====== Source excerpt

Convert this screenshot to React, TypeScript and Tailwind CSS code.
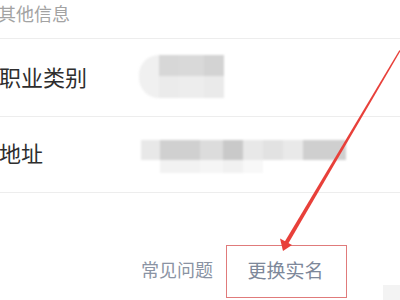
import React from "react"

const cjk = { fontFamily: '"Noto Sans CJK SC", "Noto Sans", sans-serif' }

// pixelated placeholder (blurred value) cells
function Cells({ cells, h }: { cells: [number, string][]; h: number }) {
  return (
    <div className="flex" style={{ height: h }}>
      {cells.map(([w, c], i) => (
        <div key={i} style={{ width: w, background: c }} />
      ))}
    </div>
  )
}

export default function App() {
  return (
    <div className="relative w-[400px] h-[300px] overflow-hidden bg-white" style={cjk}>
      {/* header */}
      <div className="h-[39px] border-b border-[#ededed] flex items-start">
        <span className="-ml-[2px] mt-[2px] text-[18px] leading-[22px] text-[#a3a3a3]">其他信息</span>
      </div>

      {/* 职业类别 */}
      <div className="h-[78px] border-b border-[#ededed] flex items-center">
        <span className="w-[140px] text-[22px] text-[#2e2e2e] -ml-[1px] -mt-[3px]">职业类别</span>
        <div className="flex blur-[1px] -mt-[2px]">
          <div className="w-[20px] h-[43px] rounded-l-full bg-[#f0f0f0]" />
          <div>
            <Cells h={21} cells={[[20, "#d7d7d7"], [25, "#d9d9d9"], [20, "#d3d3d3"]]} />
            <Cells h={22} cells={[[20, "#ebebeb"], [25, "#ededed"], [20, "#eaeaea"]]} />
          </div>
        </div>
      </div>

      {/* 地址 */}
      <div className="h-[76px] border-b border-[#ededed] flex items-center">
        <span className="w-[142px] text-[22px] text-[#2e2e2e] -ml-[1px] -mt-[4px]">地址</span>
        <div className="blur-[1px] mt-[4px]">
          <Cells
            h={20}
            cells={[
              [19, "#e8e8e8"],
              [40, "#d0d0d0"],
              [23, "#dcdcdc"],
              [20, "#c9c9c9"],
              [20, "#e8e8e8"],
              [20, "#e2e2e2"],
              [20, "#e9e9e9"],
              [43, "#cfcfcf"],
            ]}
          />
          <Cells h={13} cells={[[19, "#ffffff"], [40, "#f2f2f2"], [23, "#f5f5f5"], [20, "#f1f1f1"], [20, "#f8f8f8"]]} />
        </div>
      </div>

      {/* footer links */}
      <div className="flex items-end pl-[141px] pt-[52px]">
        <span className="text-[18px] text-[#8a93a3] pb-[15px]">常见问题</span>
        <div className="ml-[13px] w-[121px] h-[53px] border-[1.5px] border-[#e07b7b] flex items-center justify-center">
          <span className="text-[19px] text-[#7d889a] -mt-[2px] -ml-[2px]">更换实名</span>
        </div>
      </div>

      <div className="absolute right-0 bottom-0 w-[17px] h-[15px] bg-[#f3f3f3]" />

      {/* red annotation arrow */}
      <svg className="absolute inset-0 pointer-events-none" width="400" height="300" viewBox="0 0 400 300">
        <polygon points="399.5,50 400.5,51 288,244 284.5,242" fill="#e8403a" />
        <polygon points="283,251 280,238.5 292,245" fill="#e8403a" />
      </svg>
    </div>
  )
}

============

▸ Task requirements
Leave out the pictures and restate everything else word for word.

▸ Response to this task
Convert this screenshot to React, TypeScript and Tailwind CSS code.
import React from "react"

const cjk = { fontFamily: '"Noto Sans CJK SC", "Noto Sans", sans-serif' }

// pixelated placeholder (blurred value) cells
function Cells({ cells, h }: { cells: [number, string][]; h: number }) {
  return (
    <div className="flex" style={{ height: h }}>
      {cells.map(([w, c], i) => (
        <div key={i} style={{ width: w, background: c }} />
      ))}
    </div>
  )
}

export default function App() {
  return (
    <div className="relative w-[400px] h-[300px] overflow-hidden bg-white" style={cjk}>
      {/* header */}
      <div className="h-[39px] border-b border-[#ededed] flex items-start">
        <span className="-ml-[2px] mt-[2px] text-[18px] leading-[22px] text-[#a3a3a3]">其他信息</span>
      </div>

      {/* 职业类别 */}
      <div className="h-[78px] border-b border-[#ededed] flex items-center">
        <span className="w-[140px] text-[22px] text-[#2e2e2e] -ml-[1px] -mt-[3px]">职业类别</span>
        <div className="flex blur-[1px] -mt-[2px]">
          <div className="w-[20px] h-[43px] rounded-l-full bg-[#f0f0f0]" />
          <div>
            <Cells h={21} cells={[[20, "#d7d7d7"], [25, "#d9d9d9"], [20, "#d3d3d3"]]} />
            <Cells h={22} cells={[[20, "#ebebeb"], [25, "#ededed"], [20, "#eaeaea"]]} />
          </div>
        </div>
      </div>

      {/* 地址 */}
      <div className="h-[76px] border-b border-[#ededed] flex items-center">
        <span className="w-[142px] text-[22px] text-[#2e2e2e] -ml-[1px] -mt-[4px]">地址</span>
        <div className="blur-[1px] mt-[4px]">
          <Cells
            h={20}
            cells={[
              [19, "#e8e8e8"],
              [40, "#d0d0d0"],
              [23, "#dcdcdc"],
              [20, "#c9c9c9"],
              [20, "#e8e8e8"],
              [20, "#e2e2e2"],
              [20, "#e9e9e9"],
              [43, "#cfcfcf"],
            ]}
          />
          <Cells h={13} cells={[[19, "#ffffff"], [40, "#f2f2f2"], [23, "#f5f5f5"], [20, "#f1f1f1"], [20, "#f8f8f8"]]} />
        </div>
      </div>

      {/* footer links */}
      <div className="flex items-end pl-[141px] pt-[52px]">
        <span className="text-[18px] text-[#8a93a3] pb-[15px]">常见问题</span>
        <div className="ml-[13px] w-[121px] h-[53px] border-[1.5px] border-[#e07b7b] flex items-center justify-center">
          <span className="text-[19px] text-[#7d889a] -mt-[2px] -ml-[2px]">更换实名</span>
        </div>
      </div>

      <div className="absolute right-0 bottom-0 w-[17px] h-[15px] bg-[#f3f3f3]" />

      {/* red annotation arrow */}
      <svg className="absolute inset-0 pointer-events-none" width="400" height="300" viewBox="0 0 400 300">
        <polygon points="399.5,50 400.5,51 288,244 284.5,242" fill="#e8403a" />
        <polygon points="283,251 280,238.5 292,245" fill="#e8403a" />
      </svg>
    </div>
  )
}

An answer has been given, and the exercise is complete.